Product Development – it’s sexy, it’s cool, everybody wants to be involved with it. It is where new ideas are tested, new revenue streams are defined, and businesses turn around. But as an r&d manager or NPD director, what does it really take to build a world-class product development team?
Success in product development requires a lot of different perspectives and a lot of different capabilities. It is more than just a vision, it is more than just solid engineering. It is more than experimentation and prototypes. It is coordination, planning, risk analysis, careful budgeting, management, and communication.
Building a successful NPD department is similar to building a great product development company. First, one must identify the mission of the group. Where does the team’s responsibility start and stop? For example, does the NPD group / r&d department define the customer needs and research user behaviors? Or is that a marketing / sales function? Does the product development company optimize supply chains, or is that a function of the procurement and sourcing group? There is no ‘wrong approach’, but a definition of the boundaries is critical. If the entire organization is not crystal clear about which team is responsible for what, the result will be confrontation, bruised egos, and frequent re-directing.
As an example, let’s look assume that the product development team is defined as follows: It takes input from sales and marketing about what the customers need. The development team uses that as a starting point to develop a solution AND validate the input from marketing / sales. The development team then must produce an output that can be pulled into manufacturing and procurement, without surprises. This is a common definition of boundaries for internal NPD groups in mid-sized businesses. This is also a pretty good summary of what businesses are looking for when they consider hiring an outside product development company.
Using the definition above for the development team’s mission. To be successful, the development team is going to need:
- A visionary that understands the need and use-case, but that also identifies creative ways to solve the problem. For internal teams, this may be a program manager that is able to get buy-in from leadership on specific projects. For a product development company, this may be a client manager that is expert in helping client companies to understand the development approach and the related risks.
- A project manager that is able to define and own project scopes. The individual is able to articulate the project, and take responsibility for project budgets, timelines, etc. Other experts may focus on industrial design, design for manufacture, regulatory compliance, etc.
- Subject matter experts as appropriate for the product (such as mechanical engineers, firmware developers, electronics engineers, etc). These are the people doing the heavy lifting of development. They are designing, building, and learning to achieve the project scope.
Most development teams will be focusing on multiple projects in parallel. In the case of a product development company, the time will be working in multiple industries at the same time as well. Switching between projects (context switching) can make things get inefficient quickly. To mitigate this, leadership needs to pay close attention to which team members are well suited to working on many small development projects, and who does better on one large project. If managed properly, development efficiency can be quite high.

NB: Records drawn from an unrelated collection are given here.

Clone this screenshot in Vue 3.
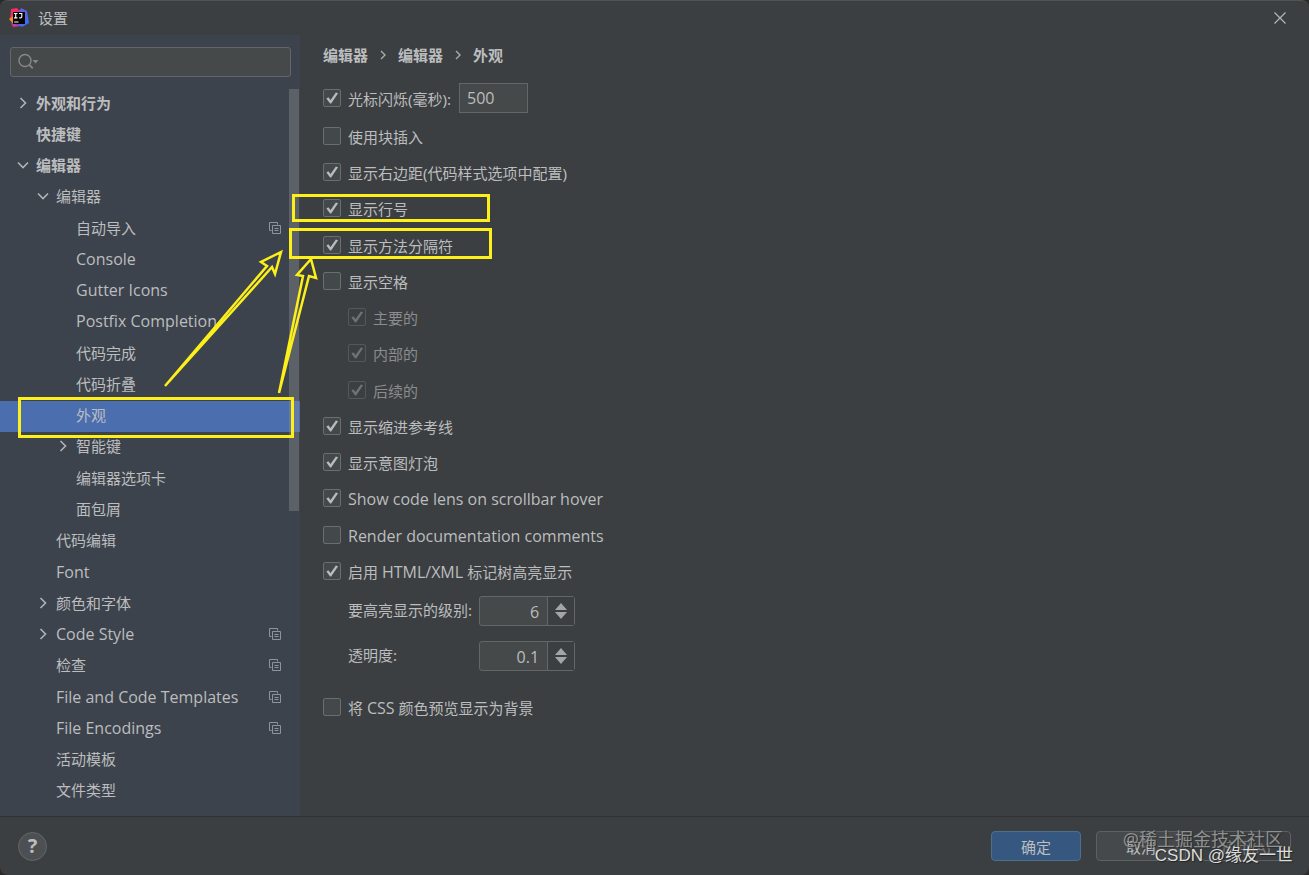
<script setup>
  import { ref } from 'vue';

  const search = ref("");
  const selected = ref("look");

  const tree = [
    { id: "behavior", name: "外观和行为", level: 0, arrow: "right" },
    { id: "keymap", name: "快捷键", level: 0 },
    { id: "editor", name: "编辑器", level: 0, arrow: "down" },
    { id: "general", name: "编辑器", level: 1, arrow: "down" },
    { id: "import", name: "自动导入", level: 2, copy: true },
    { id: "console", name: "Console", level: 2 },
    { id: "gutter", name: "Gutter Icons", level: 2 },
    { id: "postfix", name: "Postfix Completion", level: 2 },
    { id: "completion", name: "代码完成", level: 2 },
    { id: "folding", name: "代码折叠", level: 2 },
    { id: "look", name: "外观", level: 2 },
    { id: "smart", name: "智能键", level: 2, arrow: "right" },
    { id: "tabs", name: "编辑器选项卡", level: 2 },
    { id: "crumbs", name: "面包屑", level: 2 },
    { id: "editing", name: "代码编辑", level: 1 },
    { id: "font", name: "Font", level: 1 },
    { id: "colors", name: "颜色和字体", level: 1, arrow: "right" },
    { id: "style", name: "Code Style", level: 1, arrow: "right", copy: true },
    { id: "inspect", name: "检查", level: 1, copy: true },
    { id: "templates", name: "File and Code Templates", level: 1, copy: true },
    { id: "encodings", name: "File Encodings", level: 1, copy: true },
    { id: "live", name: "活动模板", level: 1 },
    { id: "types", name: "文件类型", level: 1 },
  ];

  const blink = ref(true);
  const blinkMs = ref("500");
  const groups = ref([
    [
      { id: "block", name: "使用块插入", on: false },
      { id: "margin", name: "显示右边距(代码样式选项中配置)", on: true },
      { id: "lines", name: "显示行号", on: true, mark: "mark-lines" },
    ],
    [
      { id: "methods", name: "显示方法分隔符", on: true, mark: "mark-methods" },
      { id: "spaces", name: "显示空格", on: false },
      { id: "leading", name: "主要的", on: true, sub: true },
      { id: "inner", name: "内部的", on: true, sub: true },
    ],
    [
      { id: "trailing", name: "后续的", on: true, sub: true },
      { id: "indent", name: "显示缩进参考线", on: true },
      { id: "bulb", name: "显示意图灯泡", on: true },
      { id: "lens", name: "Show code lens on scrollbar hover", on: true },
    ],
    [
      { id: "docs", name: "Render documentation comments", on: false },
      { id: "tags", name: "启用 HTML/XML 标记树高亮显示", on: true },
    ],
  ]);
  const levels = ref(6);
  const opacity = ref(0.1);
  const cssPreview = ref(false);

  // latin words are set a bit larger than the chinese text
  const parts = (text) => text.split(/([A-Za-z][A-Za-z/ ]*)/).filter(p => p);
  const isLatin = (text) => /^[A-Za-z]/.test(text);

  const step = (dir) => {
    levels.value = Math.max(1, levels.value + dir);
  }
  const stepOpacity = (dir) => {
    opacity.value = Math.max(0, Math.round(opacity.value * 10 + dir) / 10);
  }
</script>

<template>
  <div class="dialog">
    <header class="title-bar">
      <svg class="logo" viewBox="0 0 20 20" width="20" height="20">
        <path d="M2 1 L8 0 L11 4 L6 14 L1 12 Z" fill="#ee2f66" />
        <path d="M0 11 L4 8 L8 15 L5 17 Z" fill="#f58a2c" />
        <path d="M12 0 L18 3 L20 15 L13 19 L9 17 Z" fill="#3f6bf0" />
        <path d="M10 2 L14 1 L17 4 L17 12 L10 10 Z" fill="#6f5ae0" />
        <path d="M2 15 L7 16 L12 18 L4 19 Z" fill="#c138a8" />
        <rect x="4" y="4" width="12" height="12" fill="#050505" />
        <path d="M5 5.5h3.4M6.7 5.5v4.4M5 9.9h3.4M10 5.5h2.8v3.2q0 1.2-1.4 1.2h-1.2M5.2 14h4.3" stroke="#fff" stroke-width="1.1" fill="none" />
      </svg>
      <h1>设置</h1>
      <button class="close" aria-label="关闭">
        <svg viewBox="0 0 12 12" width="12" height="12"><path d="M.5.5l11 11M11.5.5l-11 11" stroke="#b4b6b7" stroke-width="1.2" /></svg>
      </button>
    </header>

    <div class="body">
      <aside class="sidebar">
        <div class="search">
          <svg viewBox="0 0 22 18" width="22" height="18">
            <circle cx="7" cy="7.5" r="6" fill="none" stroke="#858889" stroke-width="1.4" />
            <path d="M11.2 11.7l3.6 3.6" stroke="#858889" stroke-width="1.8" />
            <path d="M14.5 7h6l-3 3.4z" fill="#858889" />
          </svg>
          <input type="text" aria-label="搜索" v-model="search">
        </div>
        <nav class="tree">
          <a v-for="item in tree" :key="item.id" href="#" class="node"
            :class="['level-' + item.level, { selected: selected === item.id }]"
            @click.prevent="selected = item.id">
            <svg class="arrow" viewBox="0 0 12 12" width="12" height="12">
              <path v-if="item.arrow === 'right'" d="M3.5 1l5 5-5 5" />
              <path v-if="item.arrow === 'down'" d="M1 3.5l5 5 5-5" />
            </svg>
            <span class="name" :class="{ latin: isLatin(item.name) }">{{ item.name }}</span>
            <svg v-if="item.copy" class="copy" viewBox="0 0 12 12" width="12" height="12">
              <path d="M2.5 8.5h-2v-8h8v2M3.5 3.5h8v8h-8zM5.5 6.5h4M5.5 8.5h4" />
            </svg>
          </a>
          <div class="scroll-thumb"></div>
          <div class="mark mark-selected"></div>
        </nav>
      </aside>

      <main class="content">
        <div class="crumbs">
          <span>编辑器</span>
          <svg viewBox="0 0 6 10" width="6" height="10"><path d="M1 1l4 4-4 4" /></svg>
          <span>编辑器</span>
          <svg viewBox="0 0 6 10" width="6" height="10"><path d="M1 1l4 4-4 4" /></svg>
          <span>外观</span>
        </div>

        <div class="option">
          <input type="checkbox" id="blink" v-model="blink">
          <label for="blink">光标闪烁(毫秒):</label>
          <input type="text" class="ms" aria-label="毫秒" v-model="blinkMs">
        </div>

        <div class="groups">
          <div v-for="(group, i) in groups" :key="i">
            <div v-for="opt in group" :key="opt.id" class="option" :class="{ sub: opt.sub }">
              <input type="checkbox" :id="opt.id" v-model="opt.on" :disabled="opt.sub">
              <label :for="opt.id"><span v-for="p in parts(opt.name)" :key="p" :class="{ latin: isLatin(p) }">{{ p }}</span></label>
              <div v-if="opt.mark" class="mark" :class="opt.mark"></div>
            </div>
          </div>
        </div>

        <div class="spinners">
          <label for="levels">要高亮显示的级别:</label>
          <div class="spinner">
            <input type="text" id="levels" v-model.number="levels">
            <div class="steps">
              <button aria-label="增加" @click="step(1)"><svg viewBox="0 0 12 7" width="12" height="7"><path d="M0 7l6-7 6 7z" /></svg></button>
              <button aria-label="减少" @click="step(-1)"><svg viewBox="0 0 12 7" width="12" height="7"><path d="M0 0l6 7 6-7z" /></svg></button>
            </div>
          </div>
          <label for="opacity">透明度:</label>
          <div class="spinner">
            <input type="text" id="opacity" v-model.number="opacity">
            <div class="steps">
              <button aria-label="增加" @click="stepOpacity(1)"><svg viewBox="0 0 12 7" width="12" height="7"><path d="M0 7l6-7 6 7z" /></svg></button>
              <button aria-label="减少" @click="stepOpacity(-1)"><svg viewBox="0 0 12 7" width="12" height="7"><path d="M0 0l6 7 6-7z" /></svg></button>
            </div>
          </div>
        </div>

        <div class="option">
          <input type="checkbox" id="css" v-model="cssPreview">
          <label for="css">将 <span class="latin">CSS</span> 颜色预览显示为背景</label>
        </div>
      </main>
    </div>

    <footer class="footer">
      <button class="help" aria-label="帮助">?</button>
      <button class="btn primary">确定</button>
      <button class="btn">取消</button>
      <button class="btn" disabled>应用(A)</button>
      <div class="watermark first">@稀土掘金技术社区</div>
      <div class="watermark second">CSDN @缘友一世</div>
    </footer>

    <!-- hand drawn arrows over the window -->
    <svg class="arrows" viewBox="0 0 160 150" width="160" height="150">
      <path d="M5 137L107 17L101 13L121 3L115 25L112 18Z" />
      <path d="M119 144L143 27L137 26L151 10L156 29L149 27Z" />
    </svg>
  </div>
</template>

<style>
html, body {
  background: #2b2b2b;
}
</style>

<style scoped>
.dialog {
  position: relative;
  display: flex;
  flex-direction: column;
  box-sizing: border-box;
  min-height: 100vh;
  border-top: 1px solid #515354;
  border-radius: 8px;
  overflow: hidden;
  background: #3c3f41;
  color: #bbbdbf;
  font-family: "Noto Sans", "Noto Sans CJK SC", sans-serif;
  font-size: 15px;
  line-height: 20px;
}

input, button {
  box-sizing: border-box;
  margin: 0;
  font: inherit;
  color: inherit;
}

.latin, input[type="text"] {
  font-family: "Open Sans", "Noto Sans CJK SC", sans-serif;
  font-size: 16px;
}

.title-bar {
  display: flex;
  align-items: center;
  height: 34px;
  padding: 0 23px 0 9px;
}

.title-bar h1 {
  flex: 1;
  margin: 0 0 0 9px;
  font-size: 15px;
  font-weight: 400;
}

.close {
  display: flex;
  padding: 0;
  border: none;
  background: none;
}

.body {
  display: flex;
  flex: 1;
}

.sidebar {
  display: flex;
  flex-direction: column;
  width: 300px;
  background: #3d434c;
}

.search {
  display: flex;
  align-items: center;
  box-sizing: border-box;
  height: 30px;
  margin: 12px 9px 11px 10px;
  padding-left: 7px;
  border: 1px solid #646768;
  border-radius: 3px;
  background: #45494a;
}

.search input {
  flex: 1;
  min-width: 0;
  border: none;
  outline: none;
  background: none;
}

.tree {
  position: relative;
  display: grid;
  flex: 1;
  grid-auto-rows: 1fr;
  padding-bottom: 9px;
}

.node {
  display: flex;
  align-items: center;
  padding: 0 19px 2px 17px;
  color: inherit;
  text-decoration: none;
}

.level-0 {
  font-weight: 700;
}

.level-1 {
  padding-left: 37px;
}

.level-2 {
  padding-left: 57px;
}

.selected {
  background: #4b6eaf;
}

.arrow {
  margin-right: 7px;
  fill: none;
  stroke: #b0b3b5;
  stroke-width: 1.6;
}

.name {
  flex: 1;
  white-space: nowrap;
}

.copy {
  fill: none;
  stroke: #8d949b;
}

.scroll-thumb {
  position: absolute;
  top: 1px;
  right: 1px;
  width: 10px;
  height: 422px;
  background: rgba(140, 142, 144, 0.4);
}

.mark {
  position: absolute;
  box-sizing: border-box;
  border: 3px solid #fdf01a;
  pointer-events: none;
}

.mark-selected {
  top: 309px;
  left: 18px;
  width: 276px;
  height: 41px;
}

.mark-lines {
  top: 4px;
  left: -31px;
  width: 198px;
  height: 28px;
}

.mark-methods {
  top: 1px;
  left: -34px;
  width: 203px;
  height: 31px;
}

.content {
  flex: 1;
  padding: 10px 23px;
}

.crumbs {
  display: flex;
  align-items: center;
  gap: 12px;
  margin-bottom: 15px;
  font-weight: 700;
}

.crumbs svg {
  fill: none;
  stroke: #a9abad;
  stroke-width: 1.4;
}

.option {
  position: relative;
  display: flex;
  align-items: center;
  height: 36px;
}

.option label {
  padding: 2px 0 0 7px;
  white-space: pre-wrap;
}

.sub {
  padding-left: 25px;
  color: #8a8c8d;
}

input[type="checkbox"] {
  appearance: none;
  width: 18px;
  height: 18px;
  border: 1px solid #6b6e70;
  border-radius: 2px;
  background: #43494a;
}

input[type="checkbox"]:checked::before {
  content: "";
  display: block;
  width: 16px;
  height: 16px;
  background: #b8babb;
  clip-path: polygon(15% 53%, 27% 46%, 41% 63%, 74% 15%, 88% 21%, 45% 84%, 38% 84%);
}

input[type="checkbox"]:disabled {
  border-color: #55585a;
  background: none;
}

input[type="checkbox"]:disabled::before {
  background: #6f7274;
}

.ms {
  width: 69px;
  height: 30px;
  margin-left: 8px;
  padding: 0 7px;
  border: 1px solid #646768;
  background: #45494a;
  outline: none;
}

.groups {
  display: grid;
  gap: 1px;
  margin-top: 2px;
}

.spinners {
  display: grid;
  grid-template-columns: max-content 96px;
  gap: 15px 7px;
  margin: 7px 0 18px 25px;
}

.spinner {
  display: flex;
  box-sizing: border-box;
  height: 30px;
  border: 1px solid #646768;
  border-radius: 3px;
  background: #45494a;
}

.spinners label {
  padding-top: 4px;
}

.spinner input {
  flex: 1;
  min-width: 0;
  padding: 1px 8px 0;
  border: none;
  outline: none;
  background: none;
  text-align: right;
}

.steps {
  display: flex;
  flex-direction: column;
  justify-content: center;
  gap: 2px;
  width: 26px;
  border-left: 1px solid #646768;
  background: #3c3f41;
}

.steps button {
  display: flex;
  justify-content: center;
  padding: 0;
  border: none;
  background: none;
}

.steps path {
  fill: #a3a5a6;
}

.footer {
  position: relative;
  display: flex;
  align-items: center;
  gap: 15px;
  box-sizing: border-box;
  height: 59px;
  padding: 0 18px;
  border-top: 1px solid #2f3133;
}

.help {
  width: 29px;
  height: 29px;
  margin-right: auto;
  padding: 0;
  border: 1px solid #646768;
  border-radius: 50%;
  background: #4c5052;
  font-size: 20px;
  font-weight: 700;
}

.btn {
  width: 90px;
  height: 30px;
  padding: 2px 0 0;
  border: 1px solid #5e6162;
  border-radius: 4px;
  background: #45494b;
}

.primary {
  border-color: #4c708c;
  background: #365880;
}

.btn:disabled {
  background: none;
  color: #777a7b;
}

.watermark {
  position: absolute;
  line-height: 20px;
  white-space: nowrap;
}

.first {
  top: 12px;
  right: 26px;
  font-size: 18px;
  color: #8e9091;
  text-shadow: 1px 1px 1px #2b2d2e;
}

.second {
  top: 29px;
  right: 16px;
  font-family: "Liberation Sans", "Noto Sans CJK SC", sans-serif;
  font-size: 17px;
  color: #dcdddd;
  text-shadow: 1px 1px 1px #222;
}

.arrows {
  position: absolute;
  top: 248px;
  left: 160px;
  pointer-events: none;
}

.arrows path {
  fill: none;
  stroke: #fdf01a;
  stroke-width: 2.5;
}
</style>
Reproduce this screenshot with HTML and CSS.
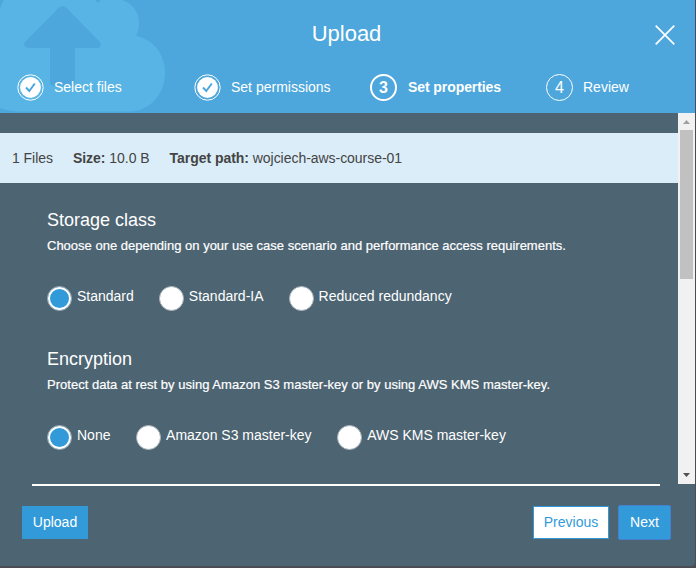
FILE: index.html
```html
<!DOCTYPE html>
<html lang="en">
<head>
<meta charset="utf-8">
<title>Upload</title>
<link rel="stylesheet" href="styles.css">
</head>
<body>
<div class="dialog">
  <header class="header">
    <svg class="cloud" width="170" height="113" viewBox="0 0 170 113" aria-hidden="true">
      <path fill="#58b4e4" d="M0 9Q1 4 4 0H95L98 3L101 0H122C132 3 139 12 139 22Q139 30 136 36C153 39 165 54 165 73C165 95 149 111 130 111.5H16Q7 111 0 108Z"/>
      <path fill="#4da7dc" d="M59 7.500Q62.500 4.500 66 7.500L100 42Q102.500 46 98 48H75V82Q75 86 71 86H54Q50 86 50 82V48H28Q22 46 25 42Z"/>
    </svg>
    <h1 class="title">Upload</h1>
    <button class="close" aria-label="Close"><svg width="22" height="22" viewBox="0 0 22 22"><path d="M1.700 1.700L20.300 20.300M20.300 1.700L1.700 20.300" stroke="#fff" stroke-width="1.700" fill="none"/></svg></button>
    <nav class="steps">
      <div class="step"><svg class="badge" width="27" height="27" viewBox="0 0 27 27"><circle cx="13.500" cy="13.500" r="12.700" fill="none" stroke="#fff"/><circle cx="13.500" cy="13.500" r="10.400" fill="#fff"/><path d="M9 13.500L12.300 17L17.800 9.500" fill="none" stroke="#4da7dc" stroke-width="2"/></svg><span class="label">Select files</span></div>
      <div class="step"><svg class="badge" width="27" height="27" viewBox="0 0 27 27"><circle cx="13.500" cy="13.500" r="12.700" fill="none" stroke="#fff"/><circle cx="13.500" cy="13.500" r="10.400" fill="#fff"/><path d="M9 13.500L12.300 17L17.800 9.500" fill="none" stroke="#4da7dc" stroke-width="2"/></svg><span class="label">Set permissions</span></div>
      <div class="step current"><span class="badge number">3</span><span class="label">Set properties</span></div>
      <div class="step"><span class="badge number">4</span><span class="label">Review</span></div>
    </nav>
  </header>
  <div class="viewport">
    <main class="content">
      <div class="summary"><span>1 Files</span><span><b>Size:</b> 10.0 B</span><span class="path"><b>Target path:</b> wojciech-aws-course-01</span></div>
      <section class="group">
        <h2>Storage class</h2>
        <p>Choose one depending on your use case scenario and performance access requirements.</p>
        <div class="options">
          <div class="option"><i class="radio checked"></i><span>Standard</span></div>
          <div class="option"><i class="radio"></i><span>Standard-IA</span></div>
          <div class="option"><i class="radio"></i><span>Reduced redundancy</span></div>
        </div>
      </section>
      <section class="group">
        <h2>Encryption</h2>
        <p class="encryption-note">Protect data at rest by using Amazon S3 master-key or by using AWS KMS master-key.</p>
        <div class="options encryption">
          <div class="option"><i class="radio checked"></i><span>None</span></div>
          <div class="option"><i class="radio"></i><span>Amazon S3 master-key</span></div>
          <div class="option"><i class="radio"></i><span>AWS KMS master-key</span></div>
        </div>
      </section>
    </main>
    <div class="scrollbar">
      <svg width="17" height="17" viewBox="0 0 17 17"><path fill="#a0a0a0" d="M5 11L8.500 7L12 11Z"/></svg>
      <div class="thumb"></div>
      <svg width="17" height="17" viewBox="0 0 17 17"><path fill="#505050" d="M5 6H12L8.500 10Z"/></svg>
    </div>
  </div>
  <footer class="footer">
    <button class="btn upload">Upload</button>
    <button class="btn previous">Previous</button>
    <button class="btn next">Next</button>
  </footer>
</div>
</body>
</html>
```

FILE: styles.css
```css
* { box-sizing: border-box; }
body { margin: 0; width: 696px; height: 568px; overflow: hidden; background: #4a4e54; font: 14px/20px "Liberation Sans", Arial, sans-serif; color: #fff; }
h1, h2, p { margin: 0; font-weight: normal; }
button { font: inherit; padding: 0; border: 0; background: none; }
.dialog { width: 695px; height: 566px; background: #4d6472; border-radius: 0 0 4px 0; }
.header { position: relative; height: 113px; background: #4da7dc; }
.cloud { position: absolute; left: 0; top: 0; }
.title { position: relative; padding-top: 19px; padding-right: 2px; height: 73px; text-align: center; font-size: 22px; line-height: 30px; }
.close { position: absolute; left: 654px; top: 24px; width: 22px; height: 22px; }
.close svg { display: block; }
.steps { position: relative; display: grid; grid-template-columns: 177px 176px 176px 140px; padding-left: 17px; }
.step { display: flex; align-items: center; gap: 10px; height: 28px; white-space: nowrap; }
.badge { flex: 0 0 27px; width: 27px; height: 27px; }
.number { border: 1px solid #fff; border-radius: 50%; text-align: center; font-size: 16px; line-height: 26px; }
.current { gap: 11px; font-weight: bold; letter-spacing: -.08px; }
.current .number { border-width: 2px; line-height: 24px; }
.viewport { display: flex; height: 371px; }
.content { flex: 1; padding-top: 20px; }
.summary { display: flex; gap: 20px; height: 50px; padding: 15px 12px; background: #dbedf8; color: #444; white-space: nowrap; letter-spacing: -.04px; }
.group { height: 139px; padding: 25px 0 0 47px; }
h2 { font-size: 18px; line-height: 24px; }
.group p { height: 42px; padding-top: 5px; font-size: 13px; line-height: 18px; white-space: nowrap; -webkit-text-stroke: .2px #fff; }
.group .encryption-note { letter-spacing: .02px; }
.options { display: flex; gap: 25px; padding-top: 12px; }
.encryption { gap: 25.6px; }
.option { display: flex; gap: 5px; white-space: nowrap; }
.option span { line-height: 20px; }
.radio { width: 25px; height: 25px; border-radius: 50%; background: #fff; border: 1px solid #a6afb6; }
.checked { background: #329ad9; box-shadow: inset 0 0 0 2px #fff; }
.scrollbar { width: 17px; background: #f1f1f1; display: flex; flex-direction: column; }
.scrollbar svg { display: block; }
.thumb { width: 13px; height: 149px; margin: 0 2px auto; background: #c1c1c1; }
.footer { display: flex; align-items: center; margin: 0 35px 0 32px; height: 75px; border-top: 2px solid #fff; }
.btn { height: 33px; line-height: 31px; color: #fff; }
.upload { width: 66px; margin: 0 auto 0 -10px; background: #329ad9; }
.previous { width: 76px; color: #329ad9; background: #fff; border: 1px solid #329ad9; }
.next { width: 53px; height: 35px; margin: 0 -11px 0 9px; background: #329ad9; border: 1px solid #467fd0; border-radius: 2px; }
```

What about recruiting? What types of people are most effective in product development teams? We have found that the individual that makes a very strong application or support engineer does not often enjoy the pace and risk associated with development work. As one may expect, designers and engineers that are strong in rapid development often do not excel in sustaining engineering roles. Designers and engineers that gravitate towards building and testing, as opposed to deep analysis seem to be happiest in product development roles. That being said, analytical and detailed work is very important to successful development. But for development to progress at the pace often required in NPD groups, a mix of the two approaches is required.